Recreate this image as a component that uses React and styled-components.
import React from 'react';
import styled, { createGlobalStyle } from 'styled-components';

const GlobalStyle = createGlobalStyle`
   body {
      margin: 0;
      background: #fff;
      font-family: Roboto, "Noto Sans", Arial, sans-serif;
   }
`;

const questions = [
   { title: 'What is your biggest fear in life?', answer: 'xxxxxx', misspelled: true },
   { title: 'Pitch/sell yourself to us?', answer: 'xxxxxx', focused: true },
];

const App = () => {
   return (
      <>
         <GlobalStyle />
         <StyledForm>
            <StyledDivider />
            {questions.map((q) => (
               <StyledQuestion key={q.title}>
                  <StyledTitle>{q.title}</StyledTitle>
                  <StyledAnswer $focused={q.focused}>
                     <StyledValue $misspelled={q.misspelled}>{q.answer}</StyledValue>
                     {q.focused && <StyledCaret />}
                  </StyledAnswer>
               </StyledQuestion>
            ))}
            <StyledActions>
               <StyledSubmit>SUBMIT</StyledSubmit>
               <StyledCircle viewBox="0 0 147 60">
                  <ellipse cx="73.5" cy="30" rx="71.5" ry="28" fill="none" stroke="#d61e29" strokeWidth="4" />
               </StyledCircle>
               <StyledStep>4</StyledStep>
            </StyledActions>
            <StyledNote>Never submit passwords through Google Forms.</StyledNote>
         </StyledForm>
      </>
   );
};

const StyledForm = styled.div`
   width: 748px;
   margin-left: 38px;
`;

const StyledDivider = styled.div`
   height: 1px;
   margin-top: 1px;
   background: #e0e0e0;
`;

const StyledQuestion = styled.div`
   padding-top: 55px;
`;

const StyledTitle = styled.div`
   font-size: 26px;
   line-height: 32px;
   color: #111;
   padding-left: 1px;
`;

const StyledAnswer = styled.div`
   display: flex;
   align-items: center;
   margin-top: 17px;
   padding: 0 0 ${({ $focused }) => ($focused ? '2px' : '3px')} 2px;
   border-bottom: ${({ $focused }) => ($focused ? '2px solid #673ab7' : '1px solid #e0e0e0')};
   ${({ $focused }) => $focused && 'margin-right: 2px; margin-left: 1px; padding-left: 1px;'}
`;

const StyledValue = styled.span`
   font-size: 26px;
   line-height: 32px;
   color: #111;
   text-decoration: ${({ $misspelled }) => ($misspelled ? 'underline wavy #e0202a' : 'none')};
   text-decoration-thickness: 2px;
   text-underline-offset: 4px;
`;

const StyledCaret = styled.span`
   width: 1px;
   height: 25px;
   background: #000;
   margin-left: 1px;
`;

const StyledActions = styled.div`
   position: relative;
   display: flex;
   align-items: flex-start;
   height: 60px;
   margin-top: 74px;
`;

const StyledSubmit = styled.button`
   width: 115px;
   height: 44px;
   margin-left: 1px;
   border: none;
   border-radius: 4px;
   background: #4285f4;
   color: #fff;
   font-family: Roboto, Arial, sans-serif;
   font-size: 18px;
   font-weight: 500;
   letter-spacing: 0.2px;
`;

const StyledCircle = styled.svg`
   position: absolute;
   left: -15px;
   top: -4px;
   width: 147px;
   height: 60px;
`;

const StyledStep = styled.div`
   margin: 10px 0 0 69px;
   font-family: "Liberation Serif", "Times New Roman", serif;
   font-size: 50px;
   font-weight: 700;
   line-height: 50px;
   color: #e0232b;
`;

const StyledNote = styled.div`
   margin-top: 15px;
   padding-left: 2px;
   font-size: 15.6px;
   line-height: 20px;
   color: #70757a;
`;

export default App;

▶ **AIM OF THE EXERCISE**: Reproduce every line of the material above exactly.

▶ **SOLVED EXERCISE**:
Recreate this image as a component that uses React and styled-components.
import React from 'react';
import styled, { createGlobalStyle } from 'styled-components';

const GlobalStyle = createGlobalStyle`
   body {
      margin: 0;
      background: #fff;
      font-family: Roboto, "Noto Sans", Arial, sans-serif;
   }
`;

const questions = [
   { title: 'What is your biggest fear in life?', answer: 'xxxxxx', misspelled: true },
   { title: 'Pitch/sell yourself to us?', answer: 'xxxxxx', focused: true },
];

const App = () => {
   return (
      <>
         <GlobalStyle />
         <StyledForm>
            <StyledDivider />
            {questions.map((q) => (
               <StyledQuestion key={q.title}>
                  <StyledTitle>{q.title}</StyledTitle>
                  <StyledAnswer $focused={q.focused}>
                     <StyledValue $misspelled={q.misspelled}>{q.answer}</StyledValue>
                     {q.focused && <StyledCaret />}
                  </StyledAnswer>
               </StyledQuestion>
            ))}
            <StyledActions>
               <StyledSubmit>SUBMIT</StyledSubmit>
               <StyledCircle viewBox="0 0 147 60">
                  <ellipse cx="73.5" cy="30" rx="71.5" ry="28" fill="none" stroke="#d61e29" strokeWidth="4" />
               </StyledCircle>
               <StyledStep>4</StyledStep>
            </StyledActions>
            <StyledNote>Never submit passwords through Google Forms.</StyledNote>
         </StyledForm>
      </>
   );
};

const StyledForm = styled.div`
   width: 748px;
   margin-left: 38px;
`;

const StyledDivider = styled.div`
   height: 1px;
   margin-top: 1px;
   background: #e0e0e0;
`;

const StyledQuestion = styled.div`
   padding-top: 55px;
`;

const StyledTitle = styled.div`
   font-size: 26px;
   line-height: 32px;
   color: #111;
   padding-left: 1px;
`;

const StyledAnswer = styled.div`
   display: flex;
   align-items: center;
   margin-top: 17px;
   padding: 0 0 ${({ $focused }) => ($focused ? '2px' : '3px')} 2px;
   border-bottom: ${({ $focused }) => ($focused ? '2px solid #673ab7' : '1px solid #e0e0e0')};
   ${({ $focused }) => $focused && 'margin-right: 2px; margin-left: 1px; padding-left: 1px;'}
`;

const StyledValue = styled.span`
   font-size: 26px;
   line-height: 32px;
   color: #111;
   text-decoration: ${({ $misspelled }) => ($misspelled ? 'underline wavy #e0202a' : 'none')};
   text-decoration-thickness: 2px;
   text-underline-offset: 4px;
`;

const StyledCaret = styled.span`
   width: 1px;
   height: 25px;
   background: #000;
   margin-left: 1px;
`;

const StyledActions = styled.div`
   position: relative;
   display: flex;
   align-items: flex-start;
   height: 60px;
   margin-top: 74px;
`;

const StyledSubmit = styled.button`
   width: 115px;
   height: 44px;
   margin-left: 1px;
   border: none;
   border-radius: 4px;
   background: #4285f4;
   color: #fff;
   font-family: Roboto, Arial, sans-serif;
   font-size: 18px;
   font-weight: 500;
   letter-spacing: 0.2px;
`;

const StyledCircle = styled.svg`
   position: absolute;
   left: -15px;
   top: -4px;
   width: 147px;
   height: 60px;
`;

const StyledStep = styled.div`
   margin: 10px 0 0 69px;
   font-family: "Liberation Serif", "Times New Roman", serif;
   font-size: 50px;
   font-weight: 700;
   line-height: 50px;
   color: #e0232b;
`;

const StyledNote = styled.div`
   margin-top: 15px;
   padding-left: 2px;
   font-size: 15.6px;
   line-height: 20px;
   color: #70757a;
`;

export default App;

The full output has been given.